Al atardecer, el hombre estaba
cansado. Le dolía la espalda, pero venía palpando las monedas en el
fondo del bolsillo, haciéndolas sonar, adivinando con el tacto cuál era
un vellón, cuál de diez, cuál una peseta. Bueno, hoy había habido
suerte. El blanco que pasó por el muelle a recoger su mercancía de Nueva
York. Y el compañero de trabajo que le prestó su carretón toda la tarde
porque tuvo que salir corriendo a buscar a la comadrona para su mujer, que
estaba echando un pobre más al mundo. Sí, señor. Se va tirando. Mañana
será otro día.
Entró en un colmado y compró café y
arroz y habichuelas y unas latitas de leche evaporada. Pensó en Melodía
y apresuró el paso.
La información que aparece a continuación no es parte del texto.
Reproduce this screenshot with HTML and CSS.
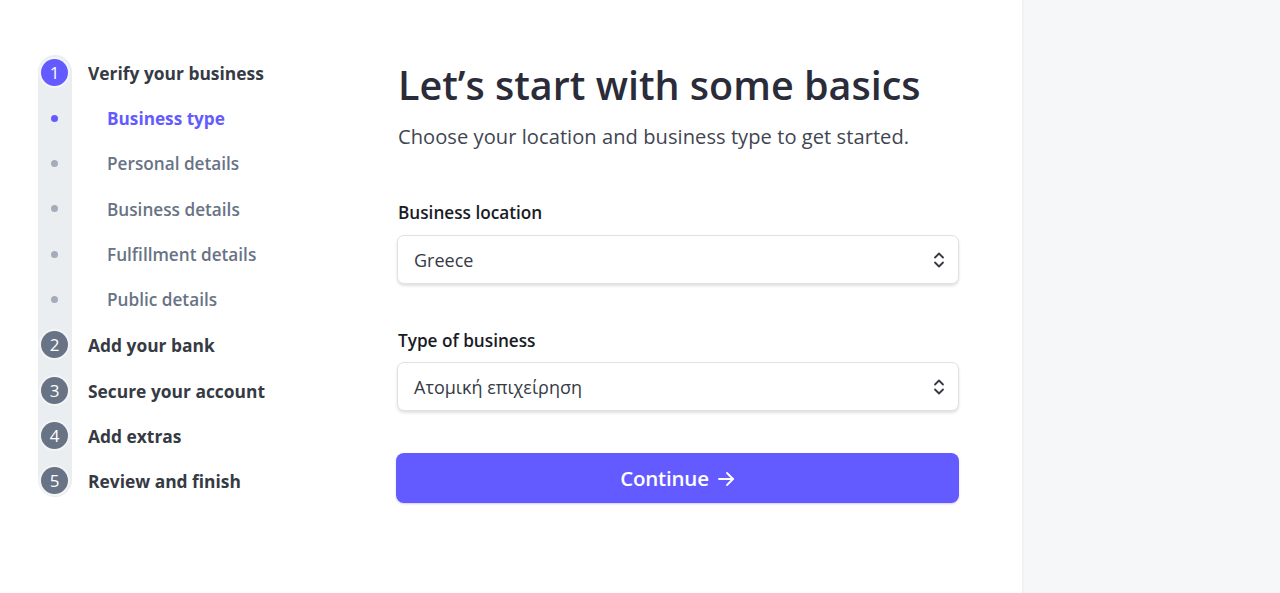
FILE: index.html
```html
<!DOCTYPE html>
<html lang="en">
<head>
<meta charset="utf-8">
<title>Let's start with some basics</title>
<link rel="stylesheet" href="styles.css">
</head>
<body>
<div class="page">
  <main class="main">
    <nav class="steps">
      <ul class="step-list">
        <li class="step"><span class="icon"><span class="num num-active">1</span></span><span class="label main-step">Verify your business</span></li>
        <li class="step"><span class="icon"><span class="dot dot-active"></span></span><span class="label sub-step sub-active">Business type</span></li>
        <li class="step"><span class="icon"><span class="dot"></span></span><span class="label sub-step">Personal details</span></li>
        <li class="step"><span class="icon"><span class="dot"></span></span><span class="label sub-step">Business details</span></li>
        <li class="step"><span class="icon"><span class="dot"></span></span><span class="label sub-step">Fulfillment details</span></li>
        <li class="step"><span class="icon"><span class="dot"></span></span><span class="label sub-step">Public details</span></li>
        <li class="step"><span class="icon"><span class="num">2</span></span><span class="label main-step">Add your bank</span></li>
        <li class="step"><span class="icon"><span class="num">3</span></span><span class="label main-step">Secure your account</span></li>
        <li class="step"><span class="icon"><span class="num">4</span></span><span class="label main-step">Add extras</span></li>
        <li class="step"><span class="icon"><span class="num">5</span></span><span class="label main-step">Review and finish</span></li>
      </ul>
    </nav>
    <section class="form">
      <h1 class="title">Let’s start with some basics</h1>
      <p class="subtitle">Choose your location and business type to get started.</p>
      <div class="field">
        <label class="field-label">Business location</label>
        <div class="select">
          <span class="select-value">Greece</span>
          <svg class="chev" width="12" height="18" viewBox="0 0 12 18" fill="none" stroke="#353a44" stroke-width="1.8" stroke-linecap="round" stroke-linejoin="round"><path d="M2 6.5 L6 2.5 L10 6.5"/><path d="M2 11.5 L6 15.5 L10 11.5"/></svg>
        </div>
      </div>
      <div class="field field-second">
        <label class="field-label">Type of business</label>
        <div class="select">
          <span class="select-value">Ατομική επιχείρηση</span>
          <svg class="chev" width="12" height="18" viewBox="0 0 12 18" fill="none" stroke="#353a44" stroke-width="1.8" stroke-linecap="round" stroke-linejoin="round"><path d="M2 6.5 L6 2.5 L10 6.5"/><path d="M2 11.5 L6 15.5 L10 11.5"/></svg>
        </div>
      </div>
      <button class="btn">Continue
        <svg class="arrow" width="18" height="16" viewBox="0 0 18 16" fill="none" stroke="#fff" stroke-width="1.8" stroke-linecap="round" stroke-linejoin="round"><path d="M2 8 H16"/><path d="M10 2 L16 8 L10 14"/></svg>
      </button>
    </section>
  </main>
  <aside class="aside"></aside>
</div>
</body>
</html>
```

FILE: styles.css
```css
* { box-sizing: border-box; }
html, body { margin: 0; padding: 0; height: 100%; }
body {
  font-family: "Open Sans", "Noto Sans", sans-serif;
  background: #fff;
  color: #353a44;
}
.page {
  display: flex;
  height: 593px;
  overflow: hidden;
}
.main {
  width: 1022px;
  flex: none;
  display: flex;
  align-items: flex-start;
}
.aside {
  flex: 1;
  background: #f6f7f9;
  box-shadow: inset 2px 0 3px -1px rgba(0,0,0,0.04);
}

/* Steps */
.steps {
  margin: 50px 0 0 38px;
  width: 359px;
  flex: none;
}
.step-list {
  list-style: none;
  margin: 0;
  padding: 0;
  position: relative;
  display: flex;
  flex-direction: column;
}
.step-list::before {
  content: "";
  position: absolute;
  left: 0;
  top: 5px;
  bottom: 6px;
  width: 34px;
  background: #ebeef1;
  border-radius: 17px;
}
.step {
  position: relative;
  height: 45.35px;
  display: flex;
  align-items: center;
  gap: 16px;
}
.icon {
  width: 34px;
  flex: none;
  display: flex;
  align-items: center;
  justify-content: center;
  padding-right: 1px;
}
.label {
  font-size: 17.2px;
  white-space: nowrap;
  padding-top: 1px;
}
.main-step { font-weight: 700; color: #353a44; font-size: 17.4px; }
.sub-step { font-weight: 600; color: #687385; padding-left: 19px; }
.sub-active { color: #635bff; font-weight: 700; }
.num {
  width: 27px;
  height: 27px;
  border-radius: 50%;
  background: #687385;
  color: #fff;
  display: flex;
  align-items: center;
  justify-content: center;
  font-size: 17px;
  font-weight: 400;
  box-shadow: 0 0 0 2px #f3f4f6;
}
.num-active { background: #635bff; }
.dot {
  width: 7px;
  height: 7px;
  border-radius: 50%;
  background: #a3acba;
}
.dot-active { background: #635bff; }

/* Form */
.form {
  width: 562px;
  flex: none;
  padding-top: 59px;
}
.title {
  margin: 0;
  font-size: 39.5px;
  font-weight: 600;
  letter-spacing: 0;
  line-height: 52px;
  color: #2a2c3a;
  padding-left: 1px;
}
.subtitle {
  margin: 12px 0 0;
  font-size: 20.1px;
  font-weight: 400;
  letter-spacing: 0.05px;
  line-height: 28px;
  color: #414552;
  padding-left: 1px;
}
.field { margin-top: 50px; }
.field-second { margin-top: 45px; }
.field-label {
  display: block;
  font-size: 17.2px;
  font-weight: 600;
  line-height: 24px;
  color: #1a1b25;
  padding-left: 1px;
}
.select {
  margin-top: 10px;
  height: 49px;
  border-radius: 7px;
  border: 1px solid #dfe1e5;
  box-shadow: 0 2px 3px rgba(0,0,0,0.12);
  display: flex;
  align-items: center;
  justify-content: space-between;
  padding: 0 13px 0 16px;
  background: #fff;
}
.field-second .select { margin-top: 9px; }
.select-value {
  font-size: 18px;
  font-weight: 500;
  color: #353a44;
}
.btn {
  margin-top: 42px;
  width: 563px;
  height: 50px;
  margin-left: -1px;
  border: none;
  border-radius: 8px;
  background: #635bff;
  color: #fff;
  font-family: inherit;
  font-size: 20.5px;
  font-weight: 600;
  letter-spacing: -0.2px;
  display: flex;
  align-items: center;
  justify-content: center;
  gap: 8px;
  box-shadow: 0 1px 2px rgba(99,91,255,0.3);
}
.arrow { margin-top: 1px; }
```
Se había venido a pie desde San Juan para ahorrarse
los cinco centavos del pasaje.
III
La
tercera vez que el negrito Melodía vio al otro negrito en el fondo del
caño fue al atardecer, poco antes de que el padre regresara. Esta vez
Melodía venía sonriendo antes de asomarse, y le asombró que el otro
también se estuviera sonriendo allá abajo. Volvió a hacer así con la
manita y el otro volvió a contestar. Entonces Melodía sintió un súbito
entusiasmo y un amor indecible por el otro negrito. Y se fue a buscarlo.